The name of the man was John Howard Payne. The deed for which all this honor was given was that that man had been the author of the song Home Sweet Home. By this means the United States Government paid honor to the concept of the home in our national life. That story reflects the importance of the home. The home was designed by God Himself and it was intended by Him to be the basic unit of government in life and the source from which all human values would spring. As such, it is of tremendous importance for our consideration. And so in this series on the church and the home and the nation we want to spend this time considering what is the ideal home.

There is an experiment going on today in communist countries, especially in Red China, to destroy if possible, the home. Russia tried this, and China is presently trying it with the idea of doing away with family ideals and ideas and putting people into communes where children are raised from infancy by the state and the family life is broken up. There is no experiment quite so thoroughly doomed to failure as that one. The Russians, when they tried it, found it wouldn’t work and they had to retreat from it, and even the Chinese are already discovering that it cannot be made to work. The ties that make a home, and that make men seek for a home are imbedded in human nature by divine fiat of the Creator and none of the rules and legislation of earth can change that.

And so in view of this tremendous importance of the home, I don’t think it is any exaggeration to say that the weakening of the American home is the most serious problem that we face as a nation. We are facing some serious problems today but more serious than Cuba or Berlin or Vietnam or any other international relationship is the problem that is widespread in our country today. It is the disintegration, the weakening of the American home.
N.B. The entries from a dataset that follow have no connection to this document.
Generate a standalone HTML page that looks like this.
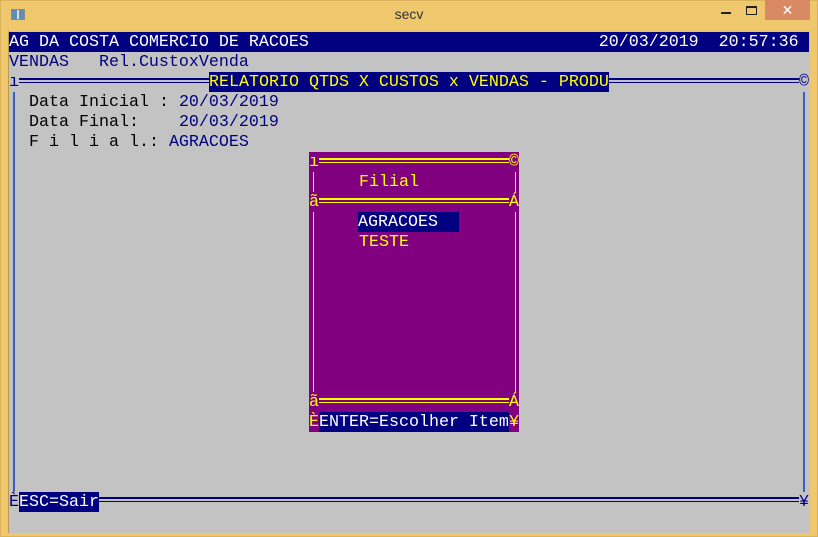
<!DOCTYPE html>
<html><head><meta charset="utf-8"><style>
*{margin:0;padding:0;box-sizing:border-box}
body{width:818px;height:537px;background:#efc76c;position:relative;overflow:hidden;font-family:"Liberation Mono",monospace;font-size:16.67px;line-height:20px}
.t{position:absolute;white-space:pre;height:20px;padding-top:1px}
.dl{position:absolute;height:5px;border-top:2px solid;border-bottom:1px solid}
.v{position:absolute;width:2px}
</style></head><body>
<div style="position:absolute;left:0;top:0;width:818px;height:537px;border:1px solid #d9b25a"></div>
<div style="position:absolute;left:11px;top:9px;width:14px;height:11px;border:1px solid #8a8a8a;background:linear-gradient(90deg,#5f8fb8 0 40%,#ddd 40% 60%,#5f8fb8 60%)"></div>
<div class="t" style="left:0;width:818px;top:3px;text-align:center;font-family:'Liberation Sans',sans-serif;font-size:14px;color:#333">secv</div>
<div style="position:absolute;left:721px;top:12px;width:10px;height:2px;background:#222"></div>
<div style="position:absolute;left:746px;top:6px;width:11px;height:9px;border:1px solid #222;border-top-width:2px"></div>
<div style="position:absolute;left:765px;top:0;width:45px;height:20px;background:#d98a62;color:#fff;font-family:'Liberation Sans',sans-serif;font-size:14px;text-align:center;line-height:20px">✕</div>
<div style="position:absolute;left:8px;top:31px;width:802px;height:502px;background:#c3c3c3;border-left:1px solid #b89a50"></div>
<div class="t" style="left:9px;top:32px;width:800px;background:#000080;color:#fff">AG DA COSTA COMERCIO DE RACOES                             20/03/2019  20:57:36</div>
<div class="t" style="left:9px;top:52px;color:#000080">VENDAS   Rel.CustoxVenda</div>
<div class="t" style="left:9px;top:72px;color:#000080">ı</div>
<div class="dl" style="left:19px;top:78px;width:190px;color:#000080"></div>
<div class="t" style="left:209px;top:72px;width:400px;background:#000080;color:#ffff00">RELATORIO QTDS X CUSTOS x VENDAS - PRODU</div>
<div class="dl" style="left:609px;top:78px;width:190px;color:#000080"></div>
<div class="t" style="left:799px;top:72px;color:#000080">©</div>
<div class="v" style="left:13px;top:92px;height:400px;background:#3a5fc0"></div>
<div class="v" style="left:803px;top:92px;height:400px;background:#3a5fc0"></div>
<div class="t" style="left:29px;top:92px;color:#000">Data Inicial : <span style="color:#000080">20/03/2019</span></div>
<div class="t" style="left:29px;top:112px;color:#000">Data Final:    <span style="color:#000080">20/03/2019</span></div>
<div class="t" style="left:29px;top:132px;color:#000">F i l i a l.: <span style="color:#000080">AGRACOES</span></div>
<div class="t" style="left:9px;top:492px;color:#000080">È</div>
<div class="t" style="left:19px;top:492px;width:80px;background:#000080;color:#fff">ESC=Sair</div>
<div class="dl" style="left:99px;top:497px;width:700px;color:#000080"></div>
<div class="t" style="left:799px;top:492px;color:#000080">¥</div>
<div style="position:absolute;left:309px;top:152px;width:210px;height:280px;background:#800080"></div>
<div class="t" style="left:309px;top:152px;color:#ffff00">ı</div>
<div class="dl" style="left:319px;top:158px;width:190px;color:#ffff00"></div>
<div class="t" style="left:509px;top:152px;color:#ffff00">©</div>
<div class="v" style="left:313px;top:172px;height:20px;background:#ffff00;width:1px"></div>
<div class="v" style="left:515px;top:172px;height:20px;background:#ffff00;width:1px"></div>
<div class="t" style="left:359px;top:172px;color:#ffff00">Filial</div>
<div class="t" style="left:309px;top:192px;color:#ffff00">ã</div>
<div class="dl" style="left:319px;top:198px;width:190px;color:#ffff00"></div>
<div class="t" style="left:509px;top:192px;color:#ffff00">Á</div>
<div class="v" style="left:313px;top:212px;height:180px;background:#ffff00;width:1px"></div>
<div class="v" style="left:515px;top:212px;height:180px;background:#ffff00;width:1px"></div>
<div class="t" style="left:358px;top:212px;width:101px;background:#000080;color:#fff">AGRACOES</div>
<div class="t" style="left:359px;top:232px;color:#ffff00">TESTE</div>
<div class="t" style="left:309px;top:392px;color:#ffff00">ã</div>
<div class="dl" style="left:319px;top:398px;width:190px;color:#ffff00"></div>
<div class="t" style="left:509px;top:392px;color:#ffff00">Á</div>
<div class="t" style="left:309px;top:412px;color:#ffff00">È</div>
<div class="t" style="left:319px;top:412px;width:190px;background:#000080;color:#fff">ENTER=Escolher Item</div>
<div class="t" style="left:509px;top:412px;color:#ffff00">¥</div>
</body></html>
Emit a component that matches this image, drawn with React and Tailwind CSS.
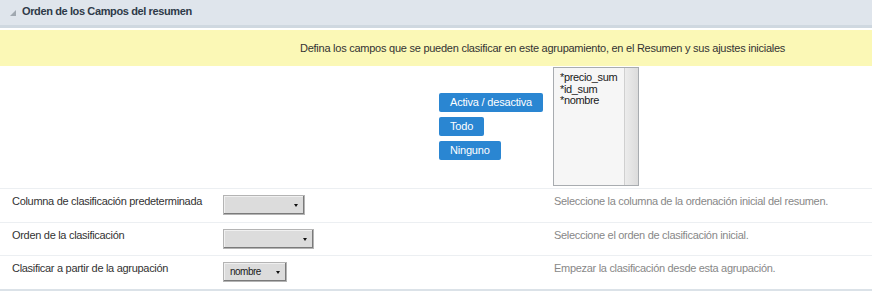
import React from "react";

const font = { fontFamily: '"Liberation Sans", Arial, sans-serif' };

function Select({ width, value }) {
  return (
    <div
      className="relative h-[20px] border border-[#b4b4b4] bg-[#dcdcdc] shadow-[inset_-1px_-1px_0_#7a7a7a,inset_1px_1px_0_#f0f0f0] flex items-center"
      style={{ width }}
    >
      {value ? (
        <span className="pl-[6px] text-[10px] text-[#1a1a1a] leading-none tracking-[-0.5px]">{value}</span>
      ) : null}
      <span className="absolute right-[6px] top-[8px] w-0 h-0 border-l-[2.5px] border-r-[2.5px] border-t-[3px] border-l-transparent border-r-transparent border-t-[#111]" />
    </div>
  );
}

function Row({ label, desc, select, h }) {
  return (
    <div className="border-t border-[#eceff2] grid grid-cols-[211px_331px_1fr] pl-[12px]" style={{ height: h }}>
      <div className="pt-[5px] text-[11px] leading-[14px] tracking-[-0.3px] text-[#333]">{label}</div>
      <div className="pt-[6px]">{select}</div>
      <div className="pt-[5px] text-[11px] leading-[14px] tracking-[-0.3px] text-[#888]">{desc}</div>
    </div>
  );
}

const btn =
  "self-start h-[19px] px-[11px] bg-[#2a86d2] text-white text-[11px] tracking-[-0.2px] rounded-[2px] leading-[19px]";

export default function App() {
  return (
    <div className="w-[872px] h-[294px] bg-white" style={font}>
      <div className="h-[25px] bg-[#dfe5ec] border-b-[3px] border-[#cfd8e0] box-content flex items-center">
        <span className="ml-[10px] w-0 h-0 border-l-[6px] border-l-transparent border-b-[6px] border-b-[#a0a8b0]" />
        <span className="ml-[6px] text-[11px] font-bold tracking-[-0.38px] text-[#2e3a48] -mt-[3px]">
          Orden de los Campos del resumen
        </span>
      </div>
      <div className="h-[2px]" />
      <div className="h-[36px] bg-[#fbf8b6] flex items-center pl-[300px] text-[11px] tracking-[-0.25px] text-[#333]">
        Defina los campos que se pueden clasificar en este agrupamiento, en el Resumen y sus ajustes iniciales
      </div>
      <div className="h-[122px] flex items-start pl-[439px] pt-[1px]">
        <div className="h-[119px] flex flex-col justify-center gap-[5px] mr-[10px]">
          <button className={btn}>Activa / desactiva</button>
          <button className={btn}>Todo</button>
          <button className={btn}>Ninguno</button>
        </div>
        <div className="w-[86px] h-[119px] border border-[#a8acb0] bg-[#f6f6f6] flex">
          <div className="flex-1 pl-[6px] pt-[4px] text-[11px] leading-[11.5px] tracking-[-0.35px] text-[#1a1a1a] overflow-hidden whitespace-nowrap">
            <div>*precio_sum</div>
            <div>*id_sum</div>
            <div>*nombre</div>
          </div>
          <div className="w-[14px] shrink-0 h-full border-l border-[#d0d0d0] bg-gradient-to-r from-[#ececec] to-[#dcdcdc]" />
        </div>
      </div>
      <Row
        h={34}
        label="Columna de clasificación predeterminada"
        desc="Seleccione la columna de la ordenación inicial del resumen."
        select={<Select width={82} />}
      />
      <Row
        h={33}
        label="Orden de la clasificación"
        desc="Seleccione el orden de clasificación inicial."
        select={<Select width={91} />}
      />
      <Row
        h={34}
        label="Clasificar a partir de la agrupación"
        desc="Empezar la clasificación desde esta agrupación."
        select={<Select width={64} value="nombre" />}
      />
      <div className="h-[2px] bg-[#dbe2e8]" />
    </div>
  );
}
I know that we all recognize that it is easy to come by the outward essentials of the home. I saw a cartoon one day in which a young couple said that they were just starting out their life with the bare necessities, a bedroom, a sink, and a television set. There are of course more outward essentials to a home, but they’re not too difficult to come by these days. We need a house, we need furniture, we perhaps need a car, and we need clothes and food. And having these things we think we have a home. Unfortunately this has been the basic concept of a home in many people’s minds. I find that many families spend their whole lives simply trying to improve the quality of these things, lift the level of house and furniture and car, clothes and food, and think by that they are improving their home, but they are not at all. They have done nothing for the home. A home with poor quality house and furniture, clothes and food could be just as much a home as that with very expensive types of things. If this is all a home is then the communists of course are right because you can do all of these things more efficiently in a dormitory than you can in a home.

No, we learn from scriptures that homes are not homes unless they involve at least three tremendously important factors. This is what I’d like to give our attention to this morning because the more you have of these three qualities, the more of a home you have. These are the ingredients that make a true home: love, truth and struggle. I’d like to look at those with you this morning.
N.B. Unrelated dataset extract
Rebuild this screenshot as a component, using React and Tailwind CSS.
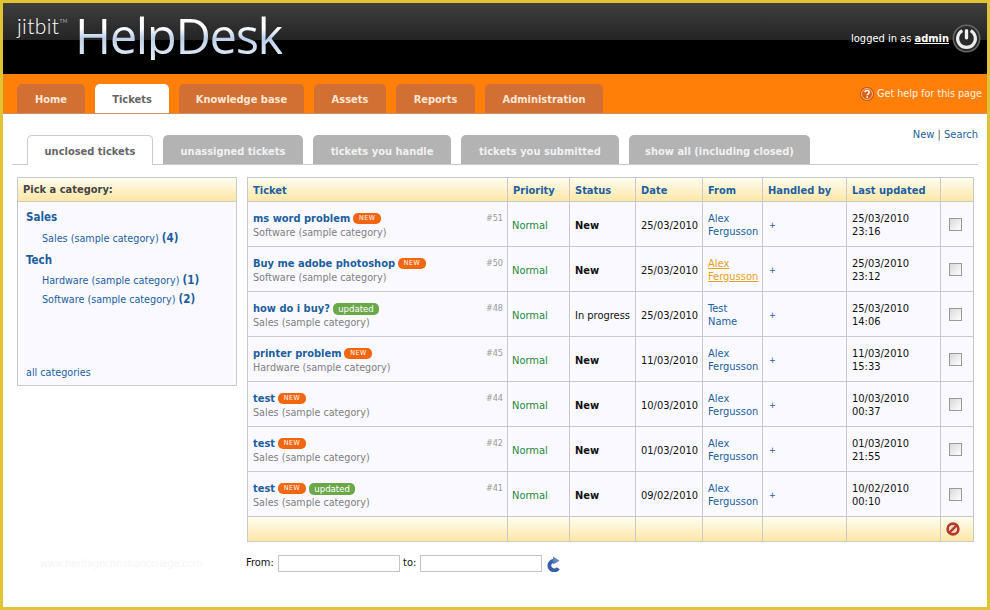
import React from 'react';

const font = 'font-["DejaVu_Sans_Condensed","DejaVu_Sans",sans-serif]';

const navTabs = ['Home', 'Tickets', 'Knowledge base', 'Assets', 'Reports', 'Administration'];
const navWidths = {
  Home: 'w-[68px]',
  Tickets: 'w-[74px]',
  'Knowledge base': 'w-[125px]',
  Assets: 'w-[72px]',
  Reports: 'w-[79px]',
  Administration: 'w-[118px]',
};

const subTabs = [
  ['unclosed tickets', 'w-[126px]'],
  ['unassigned tickets', 'w-[140px]'],
  ['tickets you handle', 'w-[138px]'],
  ['tickets you submitted', 'w-[158px]'],
  ['show all (including closed)', 'w-[181px]'],
];

const tickets = [
  { title: 'ms word problem', isNew: true, cat: 'Software (sample category)', id: '#51', status: 'New', date: '25/03/2010', from: ['Alex', 'Fergusson'], upd: ['25/03/2010', '23:16'] },
  { title: 'Buy me adobe photoshop', isNew: true, cat: 'Software (sample category)', id: '#50', status: 'New', date: '25/03/2010', from: ['Alex', 'Fergusson'], hover: true, upd: ['25/03/2010', '23:12'] },
  { title: 'how do i buy?', updated: true, cat: 'Sales (sample category)', id: '#48', status: 'In progress', date: '25/03/2010', from: ['Test', 'Name'], upd: ['25/03/2010', '14:06'] },
  { title: 'printer problem', isNew: true, cat: 'Hardware (sample category)', id: '#45', status: 'New', date: '11/03/2010', from: ['Alex', 'Fergusson'], upd: ['11/03/2010', '15:33'] },
  { title: 'test', isNew: true, cat: 'Sales (sample category)', id: '#44', status: 'New', date: '10/03/2010', from: ['Alex', 'Fergusson'], upd: ['10/03/2010', '00:37'] },
  { title: 'test', isNew: true, cat: 'Sales (sample category)', id: '#42', status: 'New', date: '01/03/2010', from: ['Alex', 'Fergusson'], upd: ['01/03/2010', '21:55'] },
  { title: 'test', isNew: true, updated: true, cat: 'Sales (sample category)', id: '#41', status: 'New', date: '09/02/2010', from: ['Alex', 'Fergusson'], upd: ['10/02/2010', '00:10'] },
];

const headers = [
  ['Ticket', 'w-[260px]'],
  ['Priority', 'w-[62px]'],
  ['Status', 'w-[66px]'],
  ['Date', 'w-[67px]'],
  ['From', 'w-[60px]'],
  ['Handled by', 'w-[84px]'],
  ['Last updated', 'w-[94px]'],
  ['', 'w-[33px]'],
];

function PowerIcon() {
  return (
    <svg width="29" height="29" viewBox="0 0 28 28">
      <circle cx="14" cy="14" r="13.5" fill="#666" />
      <circle cx="14" cy="14" r="12" fill="#2a2a2a" />
      <path d="M10 6.4a8.6 8.6 0 1 0 8 0" fill="none" stroke="#ececec" strokeWidth="3" />
      <rect x="12.4" y="5" width="3.2" height="10" rx="1.4" fill="#f4f4f4" />
    </svg>
  );
}

function HelpIcon() {
  return (
    <svg width="14" height="14" viewBox="0 0 14 14">
      <circle cx="7" cy="7" r="7" fill="#c9500f" />
      <circle cx="7" cy="7" r="5.5" fill="#d95f14" stroke="#fbc08a" strokeWidth="1" />
      <path d="M4.9 5.3C5 4.1 6 3.5 7.1 3.5c1.2 0 2.1.7 2.1 1.8 0 1.5-2 1.5-2 3" fill="none" stroke="#fff" strokeWidth="1.5" />
      <rect x="6.4" y="9.3" width="1.6" height="1.6" fill="#fff" />
    </svg>
  );
}

function RefreshIcon() {
  return (
    <svg width="13" height="16" viewBox="0 0 13 16">
      <path d="M11.2 12.2A4.8 4.8 0 1 1 6.8 4.8" fill="none" stroke="#3560a8" strokeWidth="3.8" />
      <path d="M6 0.5l6.5 4.2L6 8.5z" fill="#5c83c0" />
    </svg>
  );
}

function BanIcon() {
  return (
    <svg width="14" height="14" viewBox="0 0 14 14">
      <circle cx="7" cy="7" r="5.4" fill="#f6dcc8" stroke="#b53a2a" strokeWidth="2.6" />
      <path d="M3.2 10.8L10.8 3.2" stroke="#b53a2a" strokeWidth="2.4" />
    </svg>
  );
}

function NewBadge() {
  return (
    <span className="inline-flex items-center justify-center w-[28px] h-[11px] rounded-[5px] bg-[#f2660f] text-white text-[7px] leading-none tracking-[0.5px]">
      NEW
    </span>
  );
}

function UpdatedBadge() {
  return (
    <span className="inline-flex items-center justify-center w-[46px] h-[12px] rounded-[5px] bg-[#6aa84a] text-white text-[9.5px] leading-none">
      updated
    </span>
  );
}

function App() {
  return (
    <div className={`w-[990px] h-[610px] overflow-hidden border-[3px] border-[#e0c433] bg-white text-[11px] text-[#111] ${font}`}>
      {/* top banner */}
      <header className="h-[71px] flex items-center justify-between pl-[14px] pr-[6px] bg-[linear-gradient(#3f3f3f,#242424_52%,#000_52%)]">
        <div className="flex items-start">
          <span className="mt-[-3px] w-[60px] text-white text-[21px] font-light leading-none tracking-[0.4px] font-['Lato',sans-serif]">
            jitbit<sup className="text-[5px] align-super">TM</sup>
          </span>
          <span className="mt-[-7px] ml-[-2px] text-[49px] font-medium leading-none tracking-[-1.4px] font-['Open_Sans',sans-serif] text-transparent bg-clip-text bg-[linear-gradient(#fff_35%,#bcd0ea_55%,#e8eef7)]">
            HelpDesk
          </span>
        </div>
        <div className="flex items-center gap-[3px] text-white text-[11px]">
          <span className="pt-[2px]">
            logged in as <a className="font-bold underline">admin</a>
          </span>
          <PowerIcon />
        </div>
      </header>

      {/* main nav */}
      <nav className="h-[40px] flex items-end justify-between pl-[14px] pr-[5px] bg-[#ff7f09] border-b border-[#c9906a]">
        <div className="flex gap-[10px]">
          {navTabs.map((tab) =>
            tab === 'Tickets' ? (
              <a key={tab} className={`${navWidths[tab]} h-[29px] pt-[4px] flex items-center justify-center rounded-t-[5px] bg-white text-[#666] font-bold mb-[-1px]`}>
                {tab}
              </a>
            ) : (
              <a key={tab} className={`${navWidths[tab]} h-[29px] pt-[4px] flex items-center justify-center rounded-t-[5px] bg-[#d26f32] text-[#fbe6d6] font-bold`}>
                {tab}
              </a>
            ),
          )}
        </div>
        <div className="self-center flex items-center gap-[3px] pt-[2px] text-[10.7px] text-[#fff3e6]">
          <HelpIcon />
          Get help for this page
        </div>
      </nav>

      {/* sub tabs */}
      <div className="mx-[9px] mt-[15px] h-[36px] flex items-end justify-between border-b border-[#ccc]">
        <div className="flex gap-[10px] pl-[15px]">
          {subTabs.map(([label, w], i) =>
            i === 0 ? (
              <a key={label} className={`${w} h-[30px] pt-[4px] mb-[-1px] flex items-center justify-center rounded-t-[5px] border border-b-0 border-[#ccc] bg-white text-[#666] font-bold`}>
                {label}
              </a>
            ) : (
              <a key={label} className={`${w} h-[29px] pt-[5px] flex items-center justify-center rounded-t-[5px] bg-[#b3b3b3] text-[#f1f1f1] font-bold`}>
                {label}
              </a>
            ),
          )}
        </div>
        <div className="self-start mt-[-2px] pl-[1px] text-[#1d5f9e]">
          New <span className="text-[#555]">|</span> Search
        </div>
      </div>

      {/* body */}
      <div className="flex gap-[10px] pl-[14px] mt-[12px]">
        <aside className="w-[220px] h-[209px] flex flex-col border border-[#c9c9c9] bg-[#f9f9ff]">
          <div className="h-[24px] shrink-0 flex items-center pt-[2px] pl-[5px] border-b border-[#ccc] font-bold text-[#444] bg-[linear-gradient(#fffdf0,#fde6a4)]">
            Pick a category:
          </div>
          <div className="flex-1 flex flex-col pl-[8px] pb-[4px] text-[10.7px] text-[#1d5f9e]">
            <a className="mt-[7px] font-bold text-[11.5px] leading-[16px]">Sales</a>
            <a className="mt-[5px] ml-[16px] leading-[16px]">Sales (sample category) <b className="text-[11.5px]">(4)</b></a>
            <a className="mt-[5px] font-bold text-[11.5px] leading-[16px]">Tech</a>
            <a className="mt-[4px] ml-[16px] leading-[16px]">Hardware (sample category) <b className="text-[11.5px]">(1)</b></a>
            <a className="mt-[2px] ml-[16px] leading-[16px]">Software (sample category) <b className="text-[11.5px]">(2)</b></a>
            <a className="mt-auto leading-[16px]">all categories</a>
          </div>
        </aside>

        <main className="w-[727px]">
          <table className="w-full table-fixed border-collapse">
            <thead>
              <tr className="h-[24px] bg-[linear-gradient(#fffdf0,#fde6a4)]">
                {headers.map(([h, w], i) => (
                  <th key={i} className={`${w} border border-[#c9c9c9] pl-[5px] pt-[3px] text-left font-bold text-[#1d5f9e]`}>
                    {h}
                  </th>
                ))}
              </tr>
            </thead>
            <tbody>
              {tickets.map((t) => (
                <tr key={t.id} className="h-[45px] bg-[#f9f9ff]">
                  <td className="border border-[#c9c9c9] pl-[5px] pr-[4px] pt-[3px]">
                    <div className="flex justify-between">
                      <div className="leading-[14px]">
                        <div className="flex items-center gap-[3px]">
                          <a className="font-bold text-[#1d5f9e]">{t.title}</a>
                          {t.isNew && <NewBadge />}
                          {t.updated && <UpdatedBadge />}
                        </div>
                        <div className="text-[10.7px] text-[#808080]">{t.cat}</div>
                      </div>
                      <span className="text-[9px] leading-[12px] text-[#999]">{t.id}</span>
                    </div>
                  </td>
                  <td className="border border-[#c9c9c9] pl-[4px] pt-[5px] text-[#1f8a3a]">Normal</td>
                  <td className={`border border-[#c9c9c9] pl-[5px] pt-[5px] ${t.status === 'New' ? 'font-bold' : ''}`}>{t.status}</td>
                  <td className="border border-[#c9c9c9] pl-[5px] pt-[5px]">{t.date}</td>
                  <td className={`border border-[#c9c9c9] pl-[5px] pt-[2px] leading-[13px] ${t.hover ? 'text-[#e8a020] underline' : 'text-[#1d5f9e]'}`}>
                    {t.from[0]}<br />{t.from[1]}
                  </td>
                  <td className="border border-[#c9c9c9] pl-[6px] pt-[4px] text-[9px] text-[#1d5f9e]">+</td>
                  <td className="border border-[#c9c9c9] pl-[5px] pt-[2px] leading-[13px]">
                    {t.upd[0]}<br />{t.upd[1]}
                  </td>
                  <td className="border border-[#c9c9c9] pl-[8px] pt-[1px]">
                    <input type="checkbox" className="appearance-none block w-[13px] h-[13px] border border-[#999] bg-[linear-gradient(135deg,#d8d8d8,#fff)]" />
                  </td>
                </tr>
              ))}
              <tr className="h-[25px] bg-[linear-gradient(#fffdf0,#fde6a4)]">
                {[0, 1, 2, 3, 4, 5, 6].map((i) => (
                  <td key={i} className="border border-[#c9c9c9]" />
                ))}
                <td className="border border-[#c9c9c9] pl-[5px]">
                  <BanIcon />
                </td>
              </tr>
            </tbody>
          </table>
        </main>
      </div>

      {/* date filter */}
      <div className="flex items-center mt-[13px] pl-[37px]">
        <span className="w-[206px] text-[#f5f5f5] text-[10.5px]">www.heritagechristiancollege.com</span>
        <span className="w-[32px]">From:</span>
        <input className="w-[122px] h-[17px] border border-[#c4c4c4] bg-white" />
        <span className="ml-[3px] w-[17px]">to:</span>
        <input className="w-[122px] h-[17px] border border-[#c4c4c4] bg-white" />
        <span className="ml-[5px]"><RefreshIcon /></span>
      </div>
    </div>
  );
}

export default App;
I don’t have any passage of scripture to expound because all of scripture must bear upon this subject. But as we let our mind run through the teaching of the word of God is must become immediately evident the basic quality of a home is love. A home without love is no home at all; it’s just a place to live, a place to change your clothes and catch a bite to eat and get ready for the next outing. If this is all a home is then a communist dormitory or commune might do just as well. But homes are places where love reigns; otherwise they’re not homes.

Now it begins of course with the love of a man and his wife for each other. That’s the essential of a home. I had the privilege yesterday of standing at a wedding altar and joining together two young people beginning a home. It was obvious they were in love with each other. You could see it in their eyes, you could see it in their faces as they exchanged vows. You could see it reflected in every word they said. This is the true beginning of a home and as the children come along in homes, that love broadens out to include every single child. There seems to be no limit to the degree that love can be expanded to include a child. One child gets all the love of the parents, two get all the love equally, three get all the love. Each one gets all the love, and like God’s love for us it seems inexhaustible. I was amazed this week to run across a newspaper clipping that told about a woman who had had two hundred and seven children in her home, and she evidently had love enough to encompass all of them.

Now here’s the problem in many, many homes today. Love basically is gone, or it was never there to begin with. And each party in the home is concerned with their own interests and has forgotten that the basic ingredient essential to home life is to be concerned with each other’s interests instead. Many homes exist on the basis of trying to preserve order if nothing else. And many people I’ve had the occasion to talk with along this line in counseling have reflected the idea that if we just provide the essentials, that is in terms of food and clothing and furniture and so on, and trying to keep order so there is a form of government that exists, this ought to be enough for a home. It never is.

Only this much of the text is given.